Curiously for a show about Betty Gore’s murder, Candy episode 4 is also the first of the series (and, presumably, the only one) in which she does not appear. It’s not like “Cover Girl” drags without Betty, necessarily. And the more Melanie Lynskey, the better. But by omitting Betty entirely Candy does open itself up to criticism over the handling of this particular story, the treatment of its source material, and its obligation to the one participant who never got to tell her version of events. Her absence in “Cover Girl” is especially noteworthy because it features Betty’s funeral, which brings the whole Gore clan down from Kansas, bitter and resentful as hell after Allan calls to confess his affair so they don’t have to see it in the newspaper first. Also bitter and resentful as hell: Betty and Allan’s daughter Christina (Antonella Rose), who just wants to wear to her mother’s funeral the yellow flower-print dress her mother was almost done sewing for her when she, as Allan puts it to his daughter, “had to go to Heaven.”

And it’s an unusual decision – again, that’s “unusual,” not necessarily “bad” or “wrong” – because of the characters the show elevates in her absence. I’m talking, of course, about the wry metatextual decision to cast Jessica Biel’s husband Justin Timberlake in the role of Deputy Steve Deffibaugh and Melanie Lynskey’s husband Jason Ritter as Deputy Denny Reese. Given Candy‘s interest in playing with time and its refusal to tell a linear story, it isn’t surprising that we’re four episodes in before the cops show up. But casting its two stars’ husbands as the police who investigate those stars’ characters’ murdering ways threatens to overshadow the narrative.
To be fair, the two husbands – henceforth J-Timbs and J-Ritts – are well-cast, and play off of each other equally well. They bring a “Just the facts” air to their characters and are keen observers of the type of minute details that set Candy’s heartbeat galloping. In fact, they’re almost a little too keen. After having Candy come in to give a statement, J-Ritts notices almost the merest possible speck of red on her shoe from across the room. And J-Timbs, after seeing a big gash across one of her toes and strangely large bruises on the other side of her foot, straight-up asks Candy, “Did you kill Betty Gore? It’s the kind of deduction the audience is meant to accept because we’re privy to such a glut of privileged information.
One more thing worth mentioning in this semi-glut of an episode: the emergence in earnest of Don Crowder (Raúl Esparza). He appeared briefly and somewhat jarringly back in Candy episode 2, as the man who announced Pastor Jackie’s divorce and impending departure from the local church. Turns out you don’t hire an actor of Esparza’s caliber and stature for a quick one-off appearance: Crowder is an attorney and a natural asylum for Candy when she’s too shaken by J-Timbs and J-Ritts’ persistent questions to keep silent any longer.

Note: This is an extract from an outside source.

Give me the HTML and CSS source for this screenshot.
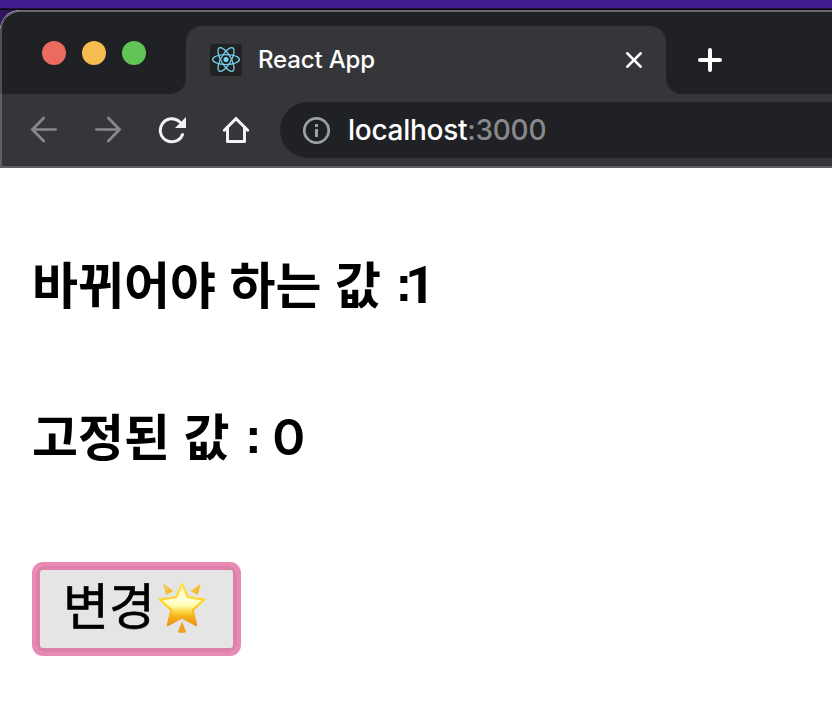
FILE: index.html
```html
<!DOCTYPE html>
<html lang="ko">
<head>
<meta charset="utf-8">
<title>React App</title>
<link rel="stylesheet" href="styles.css">
</head>
<body>
<div class="desktop">
<div class="window">
  <header class="tabstrip">
    <div class="lights"><i class="red"></i><i class="yellow"></i><i class="green"></i></div>
    <div class="tab">
      <svg class="favicon" width="32" height="32" viewBox="0 0 32 32" fill="none" stroke="#78d5f5" stroke-width="1.25">
        <rect width="32" height="32" rx="3" fill="#222" stroke="none"/>
        <circle cx="16" cy="15.5" r="2.5" fill="#78d5f5" stroke="none"/>
        <ellipse cx="16" cy="15.5" rx="13.4" ry="5"/>
        <ellipse cx="16" cy="15.5" rx="13.4" ry="5" transform="rotate(60 16 15.5)"/>
        <ellipse cx="16" cy="15.5" rx="13.4" ry="5" transform="rotate(120 16 15.5)"/>
      </svg>
      <span class="title">React App</span>
      <svg class="close" width="16" height="16" viewBox="0 0 16 16" stroke="#fff" stroke-width="2.7" stroke-linecap="round"><path d="M1.4 1.4 14.6 14.6M14.6 1.4 1.4 14.6"/></svg>
    </div>
    <svg class="plus" width="24" height="24" viewBox="0 0 24 24" stroke="#fff" stroke-width="4" stroke-linecap="round"><path d="M12 2V22M2 12H22"/></svg>
  </header>
  <nav class="toolbar">
    <svg width="28" height="28" viewBox="0 0 28 28" fill="none" stroke="#88898b" stroke-width="2.7" stroke-linecap="round"><path d="M25.7 13.5H2.4M13.7 2 2.4 13.5 13.7 25"/></svg>
    <svg width="28" height="28" viewBox="0 0 28 28" fill="none" stroke="#88898b" stroke-width="2.7" stroke-linecap="round"><path d="M2.3 13.5H25.6M14.3 2 25.6 13.5 14.3 25"/></svg>
    <svg width="28" height="28" viewBox="0 0 28 28" fill="none" stroke="#f1f3f4" stroke-width="3" stroke-linecap="round"><path d="M24.5 18.6A11.5 11.5 0 1 1 21.8 6"/><path d="M28 1V12H17Z" fill="#f1f3f4" stroke="none"/></svg>
    <svg width="28" height="28" viewBox="0 0 28 28" fill="none" stroke="#f1f3f4" stroke-width="3" stroke-linecap="round" stroke-linejoin="round"><path d="M5.5 12V25.5H22.5V12"/><path d="M2.3 14.2 14 2.7 25.7 14.2" stroke-linejoin="miter"/></svg>
    <div class="address">
      <svg width="28" height="28" viewBox="0 0 28 28" fill="none" stroke="#9aa0a6" stroke-width="2.8"><circle cx="14.5" cy="14.5" r="12.2"/><path d="M14.5 13V21M14.5 8V11" stroke-width="3"/></svg>
      <span class="url">localhost<span class="port">:3000</span></span>
    </div>
  </nav>
  <main class="page">
    <h1 class="changing">바뀌어야 하는 값 <span class="colon">:</span><span class="digit">1</span></h1>
    <h1 class="fixed">고정된 값 <span class="colon">:</span> <span class="digit">0</span></h1>
    <button class="change"><span class="label">변경</span><svg width="48" height="52" viewBox="0 0 48 52">
      <defs>
        <linearGradient id="star" x1="0" y1="0" x2="0" y2="1"><stop offset="0" stop-color="#ffe052"/><stop offset=".5" stop-color="#ffd426"/><stop offset="1" stop-color="#ed9412"/></linearGradient>
        <linearGradient id="glow" x1="0" y1="0" x2="0" y2="1"><stop offset="0" stop-color="#fff8a8"/><stop offset=".35" stop-color="#ffffe0"/><stop offset=".55" stop-color="#fffaa8"/><stop offset=".85" stop-color="#ffd426" stop-opacity="0"/></linearGradient>
        <linearGradient id="ray" x1="0" y1="0" x2="1" y2="1"><stop offset="0" stop-color="#ffd84d"/><stop offset="1" stop-color="#f0a91f"/></linearGradient>
      </defs>
      <g stroke-linejoin="round">
        <path d="M6 2.8 14.6 9 8.5 12.3Z" fill="url(#ray)" stroke="#f5bd35"/>
        <path d="M42 2.8 33.4 9 39.5 12.3Z" fill="url(#ray)" stroke="#f5bd35"/>
        <path d="M24 39.5 28.2 50Q24 52 19.8 50Z" fill="#eda21e"/>
        <path d="M24 1.5 30 15 46.5 17.5 34.8 28 38.2 43.2 24 35.5 9.8 43.2 13.2 28 1.5 17.5 18 15Z" fill="url(#star)" stroke="url(#star)" stroke-width="2"/>
        <path d="M24 4 29 16 43.5 18.5 33.6 27.5 36.5 41 24 34 11.5 41 14.4 27.5 4.5 18.5 19 16Z" fill="url(#glow)"/>
      </g>
    </svg></button>
  </main>
</div>
</div>
</body>
</html>
```
FILE: styles.css
```css
* { box-sizing: border-box; }
body { margin: 0; background: #fff; overflow: hidden; }
svg { display: block; flex: none; }
.desktop {
  height: 718px;
  padding-top: 10px;
  background: linear-gradient(#421b8e 0 8px, #21103e 8px 9px, #070510 9px 10px, #30145f 10px 30px, #fff 30px);
}
.window { height: 708px; border-radius: 20px 0 0 0; overflow: hidden; background: #fff; }
.tabstrip {
  height: 84px;
  display: flex;
  align-items: flex-start;
  background: #202124;
  border-top: 2px solid #69696b;
  border-left: 2px solid #505154;
  border-radius: 20px 0 0 0;
}
.lights { display: flex; gap: 16px; width: 184px; padding: 29px 0 0 40px; }
.lights i { width: 24px; height: 24px; border-radius: 50%; }
.red { background: #ed6a5f; }
.yellow { background: #f5bd4f; }
.green { background: #61c454; }
.tab {
  position: relative;
  display: flex;
  align-items: center;
  width: 480px;
  height: 68px;
  margin-top: 14px;
  padding: 0 24px;
  border-radius: 16px 16px 0 0;
  background: #35363a;
}
.tab::before, .tab::after {
  content: "";
  position: absolute;
  bottom: 0;
  width: 16px;
  height: 16px;
}
.tab::before { left: -16px; background: radial-gradient(circle at 0 0, #202124 15.5px, #35363a 16.5px); }
.tab::after { right: -16px; background: radial-gradient(circle at 100% 0, #202124 15.5px, #35363a 16.5px); }
.title {
  margin-left: 16px;
  color: #fff;
  font: 450 24px/32px Inter, "Liberation Sans", sans-serif;
  letter-spacing: -.15px;
}
.close { margin-left: auto; }
.plus { margin: 36px 0 0 32px; }
.toolbar {
  height: 74px;
  display: flex;
  align-items: center;
  gap: 36px;
  padding-left: 28px;
  background: #35363a;
  border-left: 2px solid #606164;
  border-bottom: 2px solid #606164;
}
.address {
  display: flex;
  align-items: center;
  align-self: flex-start;
  flex: 1;
  height: 56px;
  margin: 8px 0 0 -6px;
  padding-left: 22px;
  border-radius: 28px 0 0 28px;
  background: #202124;
}
.url { margin-left: 18px; color: #fff; font: 450 28px/40px Inter, "Liberation Sans", sans-serif; letter-spacing: -.27px; }
.port { color: #88898c; }
.page { padding: 76px 32px 0; color: #000; font-family: "Noto Sans CJK KR", sans-serif; }
h1 {
  height: 76px;
  margin: 0;
  font-size: 50px;
  line-height: 76px;
  font-weight: 700;
  word-spacing: -.5px;
  white-space: nowrap;
}
.changing { margin-bottom: 76px; }
.colon, .digit { display: inline-block; line-height: 50px; }
.colon { margin-left: 1px; font-family: "Liberation Sans", sans-serif; letter-spacing: -7px; vertical-align: 3px; }
.digit { font-family: Inter, sans-serif; font-weight: 600; vertical-align: 1px; }
.changing .digit { font: 700 52px/50px Roboto, sans-serif; }
.fixed .colon { margin: 0 4px 0 2px; }
.change {
  display: flex;
  align-items: center;
  width: 209px;
  height: 94px;
  margin-top: 90px;
  padding: 0 0 3px 27px;
  border: 4px solid #e889b4;
  border-radius: 11px;
  background: #e5e5e5;
  box-shadow: inset 0 0 0 4px #dd80aa;
  color: #000;
  font: 50px/74px "Noto Sans CJK KR", sans-serif;
}
.label { margin: -9px 3px 0 0; -webkit-text-stroke: .6px #000; }
```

And Candy does confess to Betty’s murder by the end of this episode. We don’t actually hear her do so; her words are muted by the soundtrack. And the show eschews her face in favor of Udashen, Crowder’s bewildered legal partner, who only moments before told Candy, “Now, everyone knows you didn’t do it. I mean, look at you.” By the time Candy leaves the duo’s office, Crowder seems ready to take the center stage himself, revealing that his newest client is claiming she only murdered as an act of self-defense. We still haven’t gotten any part of Candy’s version of events. And it seems unlikely that Candy, for all its timeline trickery and increased willingness to jump points of view, will try to show us what happened from Betty’s POV. For better or worse, the show pushed all of its highest stakes and biggest reveals to the very end – the finale is called “The Fight,” and it promises a life-or-death showdown between Candy and Betty as well as screen time between all these competing narrative interests.
Rating: 7/10
Errata
–Allan using dish soap in the dishwasher is a classic rookie mistake.
–Allan also got the funniest line in the episode, in response to Elaine asking if he knows how to change a diaper (“I do not. But I am an engineer”).
–Pat had the second-funniest line, though it was a total throw away, and you’re forgiven if you missed it. After he reads in the newspaper that the police found a fingerprint at the crime scene and all their troubles will soon be over, Pat tells Candy, “Why don’t we have a family night, this weekend. It’s been a hard week; we could go to Sizzler.” After that, his words trail off into the dazed feedback of Candy’s anxiety. But the picture-perfect early-80s detail of Sizzler is just *chef’s kiss*.
–Pat’s favorite meal is fried spaghetti and scrambled eggs, to which I can only say: …yeeegggghhhh
–Was kind of surprised that Deputy Timberlake could get Betty to come down to the station and give a statement at 8 AM on a Sunday in this otherwise devout community. Couldn’t Betty have protested on church grounds? After all, she’s got to get her whole family ready to go to service.
–Speaking of questionable police decisions, why did Deputies Timberlake and Ritter leave all the lights off in the Gores’ house after it became a crime scene?

It’s nighttime and they’re gathering basic information from the neighbors who Allan called to go check on the house. Meanwhile, the house’s perfectly good lighting remains unused; the living room looks like a Sizzler dining room after the manager’s turned the lights off and before he’s locked up. Nor is this the first time the show has chosen mood lighting over realism. Maybe Candy‘s lighting budget had to stay minuscule so they could afford such a top-heavy cast.
–Finally: as someone who both runs a lot and chops a lot of firewood, I have many issues with Pat’s attempt at 41 consecutive blows with an axe in this episode’s final scene. However: as was the case with the beautiful June-autumn foliage in episode one, I’ll leave those issues alone for now and look forward to the finale.